La literatura periodística tiene el aroma tierno de lo perecedero.
Escritura para un día, palabras que en unas horas se reducen a papel. No sé qué
se hace ahora con los periódicos pasados, antes en las tiendas te envolvían con
ellos el pescado, final que me parece más digno que el del enigmático contenedor
de reciclaje.
El articulista de periódicos sabe que sus palabras serán leídas
una vez ―si es que lo son― y luego se las llevará el viento. Aun así, algunos se
lo toman muy en serio y sientan cátedra. Nada que objetar, al contrario: la
eternidad puede ser cosa de un instante.

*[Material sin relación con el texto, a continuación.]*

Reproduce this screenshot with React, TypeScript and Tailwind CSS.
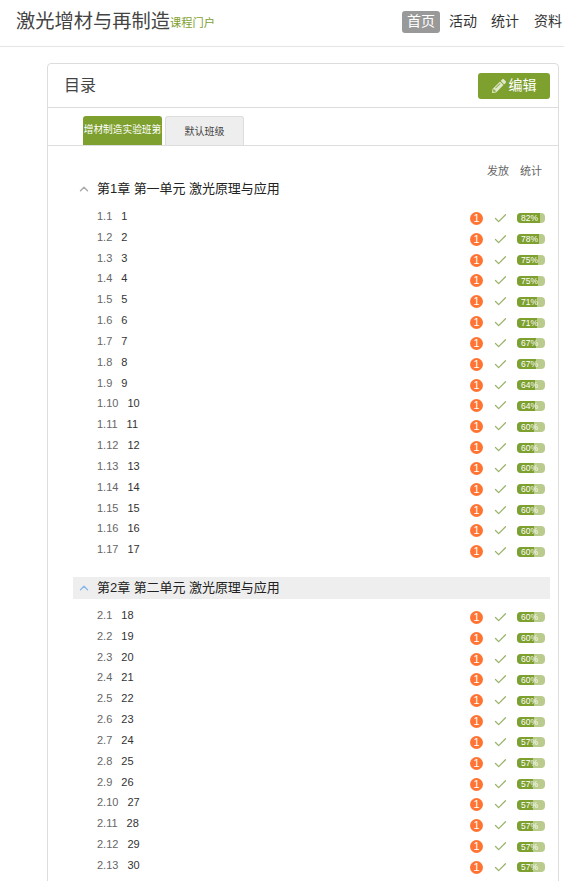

Da gusto que una efímera columna discuta
con la pasión y el espesor de un tratado.
Pero da más gusto, según
cómo, encontrar a un articulista que asume su insoportable levedad y que escribe
de lo que le viene a la cabeza sin mayor pretensión. Si lo hace con gracia,
logra transmitirnos la frescura de las charlas de bar, en las que una efímera chuscada
tiene su segundo de gloria. Lo fugaz se complace sacando brillo a lo insustancial.
Nada es demasiado serio, y todo lo es. El lector puede así reclinarse sobre el
artículo como si estuviera dando un paseo por las ocurrencias del autor, que
bien pudieran ser el decorado de su propia vida insulsa y trivial. Honra para esta
literatura que sin objeción, como la vida, se entrega al olvido.